Good service and customer insight now requires service providers and retailers to not only know about the historic interactions consumers have had but also likely preferences for new offerings. Marketing teams are looking to gather the data beyond their own corporate systems; aggregating data from email communications from customers, social media comments, relevance of news and media and other time-critical and ever-changing information.

Whilst the notion of a Customer 360° view is easy to explain it has in the past, been much harder in practice for most enterprises to execute. The 90’s and 2000’s saw many enterprises look to CRM and DW to give them the 360 Customer Views they needed, but this has now failed due to the large and growing proportion of interactions that are occurring outside these systems, typically from unstructured data sources such as social media, other web interactions and emails not linked to CRM. Additionally, traditional data warehousing faced the challenges of costly deployment, slow engagement times and delays in time-to-market.

These costs and the lack of agility have led to the rapid growth of data virtualization as the new model; establishing a service layer into which data from all sources, structured and unstructured alike, internal and external data can be referenced (but not actually stored). For Customer 360° this allows the aggregation of data from CRM, data warehousing and unstructured sources into usable and valuable views. Business users and applications are then able to call upon this virtual layer to draw the data from the sources as and when needed, and only if needed. The data virtualization layer aggregates data warehouses, files, big data sources, newsfeeds, as well as smart analytics; all in near-real-time. Customer 720°, as it is now sometimes being called!

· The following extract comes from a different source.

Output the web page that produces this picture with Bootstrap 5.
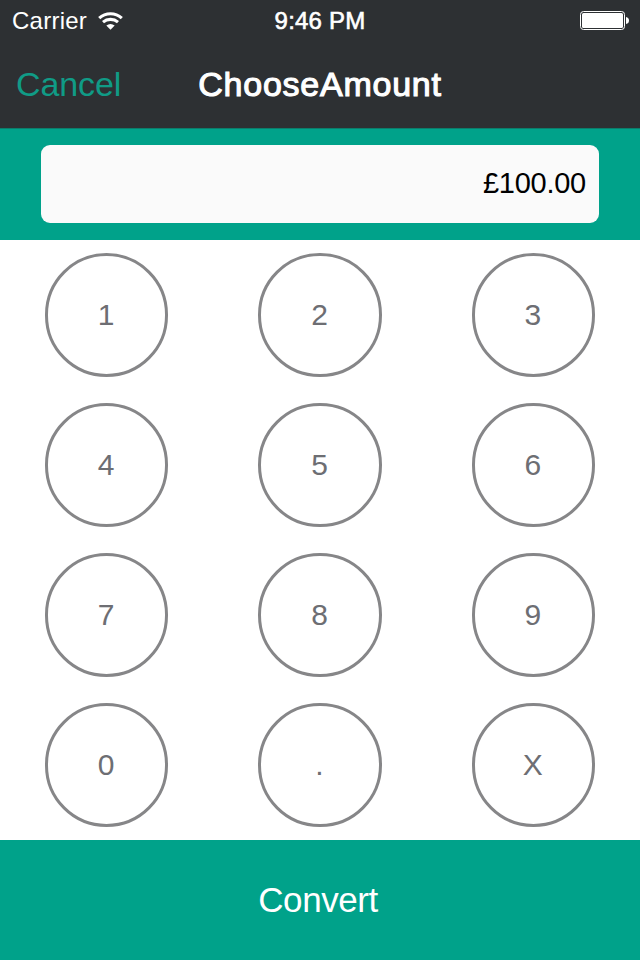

Where-Data-Virtualization-provides-the-bridge-over-troubled-waters-Customer-360-views

Users of data virtualization, are finding these solutions play a critical role in reducing their development time as well as building better data models, providing functions and insights previously not available. Their solutions are providing real-time data to 360° views and also to transactional systems, where aggregation needs are lower and where faster data access is vital to the business.

Through the use of data virtualization, the benefits of all-inclusive customer views are enabling better consumer engagement, more targeted marketing, timely decision making and of course, better customer satisfaction. The business models and IT may have changed but the Simon and Garfunkel song still has relevance today; keeping the customers satisfied!